**Material provided:**

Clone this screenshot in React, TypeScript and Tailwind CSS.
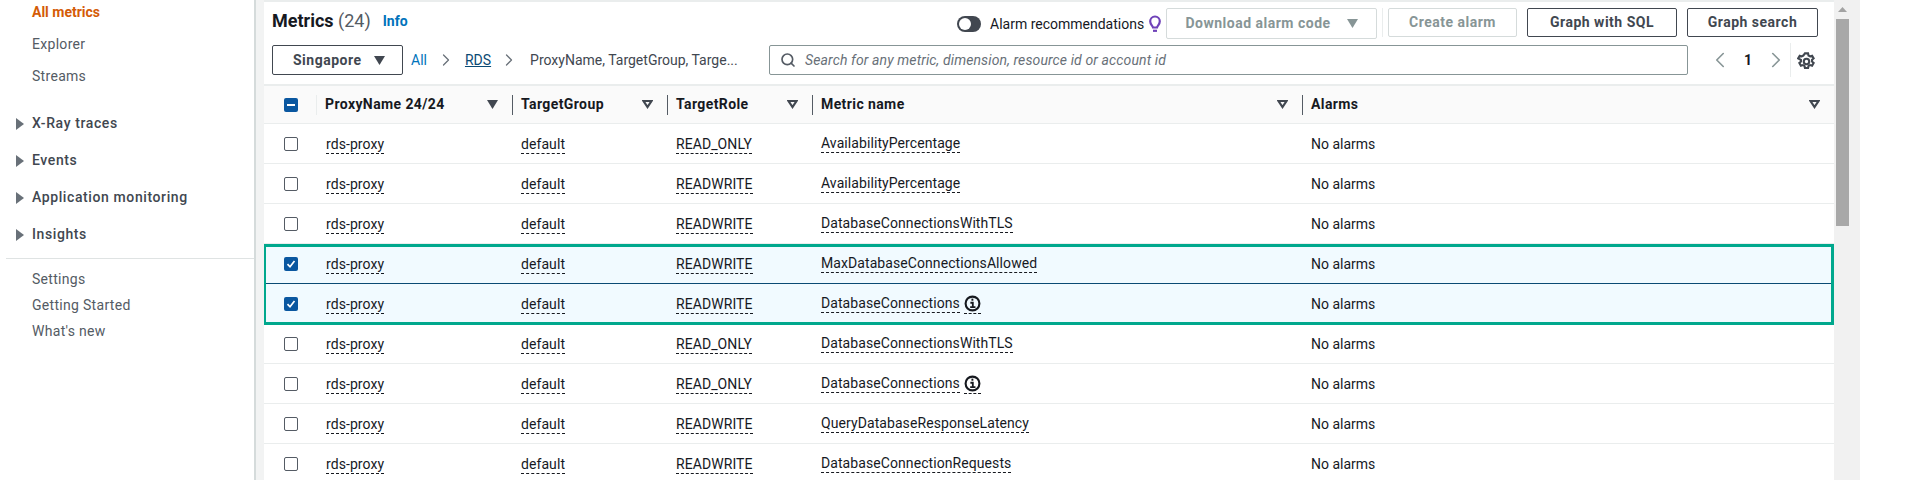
import { ChevronLeft, ChevronRight, Search } from 'lucide-react';

const FONT = "font-['Roboto','Liberation_Sans',sans-serif]";
const GRID = 'grid grid-cols-[53px_195px_155px_145px_490px_532px]';

const ROWS = [
  { role: 'READ_ONLY', metric: 'AvailabilityPercentage' },
  { role: 'READWRITE', metric: 'AvailabilityPercentage' },
  { role: 'READWRITE', metric: 'DatabaseConnectionsWithTLS' },
  { role: 'READWRITE', metric: 'MaxDatabaseConnectionsAllowed', checked: true },
  { role: 'READWRITE', metric: 'DatabaseConnections', info: true, checked: true },
  { role: 'READ_ONLY', metric: 'DatabaseConnectionsWithTLS' },
  { role: 'READ_ONLY', metric: 'DatabaseConnections', info: true },
  { role: 'READWRITE', metric: 'QueryDatabaseResponseLatency' },
  { role: 'READWRITE', metric: 'DatabaseConnectionRequests' },
];

const HEADERS = [
  { label: 'ProxyName 24/24', filled: true },
  { label: 'TargetGroup' },
  { label: 'TargetRole' },
  { label: 'Metric name' },
  { label: 'Alarms' },
];

function Caret({ filled, color = '#414750' }: { filled?: boolean; color?: string }) {
  return (
    <svg width="11" height="9" viewBox="0 0 11 9" className="shrink-0">
      {filled ? (
        <path d="M0 0h11L5.500 9z" fill={color} />
      ) : (
        <path d="M1.500 1h8L5.500 7z" fill="none" stroke={color} strokeWidth="2.200" />
      )}
    </svg>
  );
}

function Checkbox({ checked }: { checked?: boolean }) {
  if (checked) {
    return (
      <span className="flex h-[14px] w-[14px] items-center justify-center rounded-[2px] bg-[#0a57a0]">
        <svg width="10" height="10" viewBox="0 0 10 10" fill="none" stroke="#fff" strokeWidth="1.700">
          <path d="M1.500 5.200 4 7.800 8.500 2" />
        </svg>
      </span>
    );
  }
  return <span className="h-[14px] w-[14px] rounded-[2px] border border-[#545b64] bg-white" />;
}

function Dashed({ children }: { children: React.ReactNode }) {
  return (
    <span className="border-b border-dashed border-[#16191f] pb-[1px] leading-[15px] tracking-[0.08px]">{children}</span>
  );
}

function InfoIcon() {
  return (
    <span className="ml-[4px] inline-flex border-b border-dashed border-[#16191f] pb-[1px]">
      <svg width="17" height="17" viewBox="0 0 16 16" fill="none" stroke="#16191f">
        <circle cx="8" cy="8" r="6.500" strokeWidth="2" />
        <path d="M6 7.300H8.300V11.500M5.800 11.500h5" strokeWidth="1.700" />
        <path d="M7 4.400h1.800" strokeWidth="2" />
      </svg>
    </span>
  );
}

function Bulb() {
  return (
    <svg width="12" height="18" viewBox="0 0 12 18" fill="none" stroke="#6f42b8" strokeWidth="2.200">
      <path d="M4 12.500C3.600 10.800 1.200 9.600 1.200 6.300a4.800 4.800 0 0 1 9.600 0c0 3.300-2.400 4.500-2.800 6.200z" />
      <path d="M4 15.800h4" />
    </svg>
  );
}

function Gear() {
  return (
    <svg width="19" height="19" viewBox="0 0 16 16" fill="none" stroke="#414750" strokeWidth="1.800">
      <circle cx="8" cy="8" r="2.300" />
      <path d="M6.700 1.200h2.600l.4 1.800 1.300.7 1.700-.6 1.300 2.300-1.300 1.200v1.500l1.300 1.200-1.300 2.300-1.700-.6-1.300.7-.4 1.800H6.700l-.4-1.800-1.300-.7-1.700.6-1.300-2.300 1.300-1.200V6.600L1 5.400l1.300-2.300 1.700.6 1.300-.7z" />
    </svg>
  );
}

function Button({ children, disabled, className }: { children: React.ReactNode; disabled?: boolean; className: string }) {
  return (
    <button
      className={`flex h-[29px] items-center justify-center rounded-[2px] border bg-white text-[14px] font-bold tracking-[0.5px] ${
        disabled ? 'border-[#d5dbdb] text-[#879596]' : 'border-[#414750] text-[#414750]'
      } ${className}`}
    >
      {children}
    </button>
  );
}

function Sidebar() {
  return (
    <aside className="flex h-full w-[256px] shrink-0 flex-col border-r-2 border-[#d5dbdb] bg-white text-[14px] tracking-[0.3px] text-[#545b64]">
      <div className="mt-[3px] flex flex-col gap-[13px] pl-[32px] leading-[19px]">
        <a className="font-bold tracking-normal text-[#d45b07]">All metrics</a>
        <a>Explorer</a>
        <a>Streams</a>
      </div>
      <div className="mt-[28px] flex flex-col gap-[18px] pl-[16px] font-medium leading-[19px] tracking-[0.6px] text-[#414750]">
        {['X-Ray traces', 'Events', 'Application monitoring', 'Insights'].map((item) => (
          <div key={item} className="flex items-center gap-[8px]">
            <svg width="8" height="12" viewBox="0 0 8 12" className="shrink-0">
              <path d="M0 0l8 6-8 6z" fill="#687078" />
            </svg>
            {item}
          </div>
        ))}
      </div>
      <div className="ml-[6px] mt-[14px] h-px bg-[#dfe3e3]" />
      <div className="mt-[11px] flex flex-col gap-[7px] pl-[32px] leading-[19px]">
        <a>Settings</a>
        <a>Getting Started</a>
        <a>What's new</a>
      </div>
    </aside>
  );
}

function Toolbar() {
  return (
    <div className="h-[82px] shrink-0 bg-white pl-[8px] pr-[16px]">
      <div className="flex h-[43px] items-start">
        <h1 className="mt-[7px] text-[18px] font-bold leading-[24px] text-[#16191f]">
          Metrics <span className="font-normal text-[#545b64]">(24)</span>
        </h1>
        <a className="ml-[12px] mt-[10px] text-[14px] font-bold leading-[19px] text-[#0073bb]">Info</a>
        <div className="ml-auto mt-[6px] flex items-start">
          <div className="mt-[8px] h-[16px] w-[24px] rounded-full bg-[#414750] p-[2px]">
            <div className="h-[12px] w-[12px] rounded-full bg-white" />
          </div>
          <span className="ml-[9px] mt-[7px] w-[156px] text-[14px] leading-[19px] text-[#16191f]">Alarm recommendations</span>
          <span className="ml-[3px] mt-[7px] w-[17px]">
            <Bulb />
          </span>
          <Button disabled className="h-[31px] w-[211px] gap-[16px] text-[#879596]">
            Download alarm code <Caret filled color="#879596" />
          </Button>
          <span className="ml-[5px] mr-[5px] h-[29px] w-px bg-[#eaeded]" />
          <Button disabled className="w-[129px]">
            Create alarm
          </Button>
          <Button className="ml-[10px] w-[150px]">Graph with SQL</Button>
          <Button className="ml-[10px] w-[131px]">Graph search</Button>
        </div>
      </div>
      <div className="flex h-[30px] items-center">
        <button className="flex h-[30px] w-[131px] items-center rounded-[2px] border border-[#414750] bg-white pl-[20px] text-[14px] font-bold tracking-[0.5px] text-[#414750]">
          Singapore
          <span className="ml-[12px]">
            <Caret filled />
          </span>
        </button>
        <a className="ml-[8px] text-[14px] text-[#0073bb]">All</a>
        <ChevronRight size={20} strokeWidth={1.500} className="ml-[9px] text-[#687078]" />
        <a className="ml-[9px] text-[14px] text-[#0a4a74] underline">RDS</a>
        <ChevronRight size={20} strokeWidth={1.500} className="ml-[8px] text-[#687078]" />
        <span className="ml-[11px] w-[217px] text-[14px] text-[#414750]">ProxyName, TargetGroup, Targe...</span>
        <div className="ml-[22px] flex h-[30px] w-[919px] items-center rounded-[2px] border border-[#879596] bg-white pl-[10px]">
          <Search size={16} strokeWidth={2.500} className="text-[#545b64]" />
          <span className="ml-[9px] text-[14px] italic tracking-[0.12px] text-[#687078]">
            Search for any metric, dimension, resource id or account id
          </span>
        </div>
        <ChevronLeft size={26} strokeWidth={1.500} className="ml-[19px] text-[#879596]" />
        <span className="ml-[8px] w-[14px] text-center text-[14px] font-bold text-[#16191f]">1</span>
        <ChevronRight size={26} strokeWidth={1.500} className="ml-[8px] text-[#879596]" />
        <span className="ml-[1px] h-[34px] w-px bg-[#eaeded]" />
        <span className="ml-[6px] mt-[3px]">
          <Gear />
        </span>
      </div>
    </div>
  );
}

function MetricsTable() {
  return (
    <div className={`relative flex-1 text-[14px] text-[#16191f] ${FONT}`}>
      <div className={`${GRID} h-[38px] items-center border-b border-[#eaeded] bg-[#fafafa] font-bold tracking-[0.4px] text-[#16191f]`}>
        <div className="flex h-[20px] items-center border-r border-[#eaeded] pl-[20px]">
          <span className="flex h-[14px] w-[14px] items-center justify-center rounded-[2px] bg-[#0a57a0]">
            <span className="h-[2px] w-[8px] bg-white" />
          </span>
        </div>
        {HEADERS.map((header, i) => (
          <div
            key={header.label}
            className={`flex h-[20px] items-center pl-[8px] pr-[14px] ${i > 0 ? 'border-l border-[#545b64]' : ''}`}
          >
            <span>{header.label}</span>
            <span className="ml-auto">
              <Caret filled={header.filled} />
            </span>
          </div>
        ))}
      </div>
      {ROWS.map((row, i) => (
        <div
          key={i}
          className={`${GRID} h-[40px] items-center border-b ${
            i === 3 ? 'border-[#0a4a74]' : 'border-[#eaeded]'
          } ${row.checked ? 'bg-[#f1faff]' : 'bg-white'}`}
        >
          <div className="flex pl-[20px]">
            <Checkbox checked={row.checked} />
          </div>
          <div className="pl-[9px] pt-[2px]">
            <Dashed>rds-proxy</Dashed>
          </div>
          <div className="pl-[9px] pt-[2px]">
            <Dashed>default</Dashed>
          </div>
          <div className="pl-[9px] pt-[2px]">
            <Dashed>{row.role}</Dashed>
          </div>
          <div className="flex items-center pl-[9px] pt-[2px]">
            <Dashed>{row.metric}</Dashed>
            {row.info && <InfoIcon />}
          </div>
          <div className="pl-[9px] pt-[2px]">No alarms</div>
        </div>
      ))}
      {/* Green annotation box drawn over the two selected rows */}
      <div className="pointer-events-none absolute left-[-1px] right-0 top-[158px] h-[81px] border-[3px] border-[#00a88d]" />
    </div>
  );
}

function Scrollbar() {
  return (
    <div className="flex w-[26px] shrink-0 flex-col bg-[#f1f1f1] pl-[2px] pr-[11px]">
      <div className="flex h-[19px] items-center justify-center">
        <svg width="9" height="5" viewBox="0 0 9 5">
          <path d="M4.500 0 9 5H0z" fill="#a3a3a3" />
        </svg>
      </div>
      <div className="h-[207px] bg-[#a8a8a8]" />
    </div>
  );
}

export default function App() {
  return (
    <div className={`flex h-[480px] w-[1920px] overflow-hidden bg-white ${FONT}`}>
      <Sidebar />
      <div className="w-[8px] shrink-0 bg-[#f2f3f3]" />
      <div className="flex w-[1570px] shrink-0 flex-col overflow-hidden bg-[#eaeded] pt-[2px]">
        <Toolbar />
        <div className="h-[2px] shrink-0" />
        <MetricsTable />
      </div>
      <Scrollbar />
    </div>
  );
}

**Given task:** Take the lines from the start of the material to the line with "const GRID = 'grid", both included, and transcribe them exactly without the pictures.

**Response:**
Clone this screenshot in React, TypeScript and Tailwind CSS.
import { ChevronLeft, ChevronRight, Search } from 'lucide-react';

const FONT = "font-['Roboto','Liberation_Sans',sans-serif]";
const GRID = 'grid grid-cols-[53px_195px_155px_145px_490px_532px]';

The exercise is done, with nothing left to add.